Park-keepers, too, did much to make the world around them more civilised and well ordered. They wore peaked caps and brown uniforms and allowed neither children nor adults to behave badly in their domains. We were innocent and did not know how limited were the park-keeper's powers. He wore a uniform and behaved with authority, so we thought he could imprison us in the little keeper's lodge if we disobeyed him. As a result, we did not trample on flower beds, scribble on benches or stone ducks on the pond.
Even grown-ups respected his rules and kept their dogs on leads, did not allow them to foul the grass or footpaths and picked up their litter to put in the bin. There was less opportunity for copulation in the shrubbery, with the park- keeper watching you, and the play areas were relatively safe from child molesters. Any child about in school hours, and hoping for an illicit smoke behind the bushes in the park would have been spotted, clipped round the ear, had the cigarettes confiscated and been sent packing. I would like to think there were still a few of these admirable gentlemen around; if not, Mr Patten is right to call for their reinstatement. If that is what he is doing.

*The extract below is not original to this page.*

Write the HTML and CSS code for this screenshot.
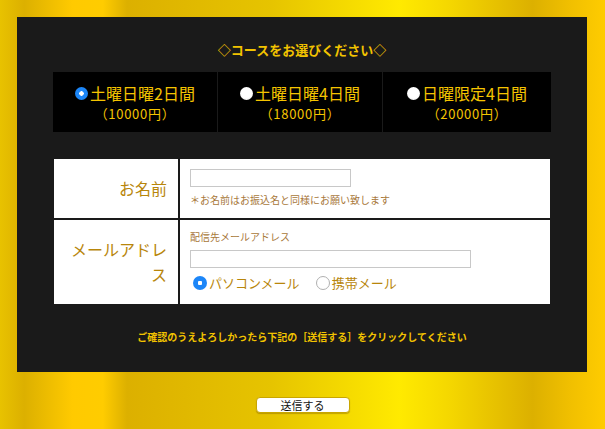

There are other jobs, gradually disappearing in the name of economy, which used to contribute to the unofficial policing of our world. How many young women these days would rather prolong a railway journey unnecessarily than get out at an unstaffed station after dark? A whole army of guards, porters, ticket-collectors, whose very presence was reassuring, has vanished from our stations. An automatic dispensing machine can only spew forth tickets: it is a poor substitute for a kindly, watchful eye. Public lavatories, too, have largely lost their attendants and become not only filthy and vandalised but a setting for the nastiest of crimes.
I have no doubt that those comfortable, brown-overalled ladies who kept the loos clean in the London of my childhood ware also excellent truant-spotters and would not have tolerated glue-sniffing or drug-shooting on their premises. So let's hear some more speeches about the utility of these unsung heroes, so we may have them back again. It's the best idea the education secretary has had in a long time.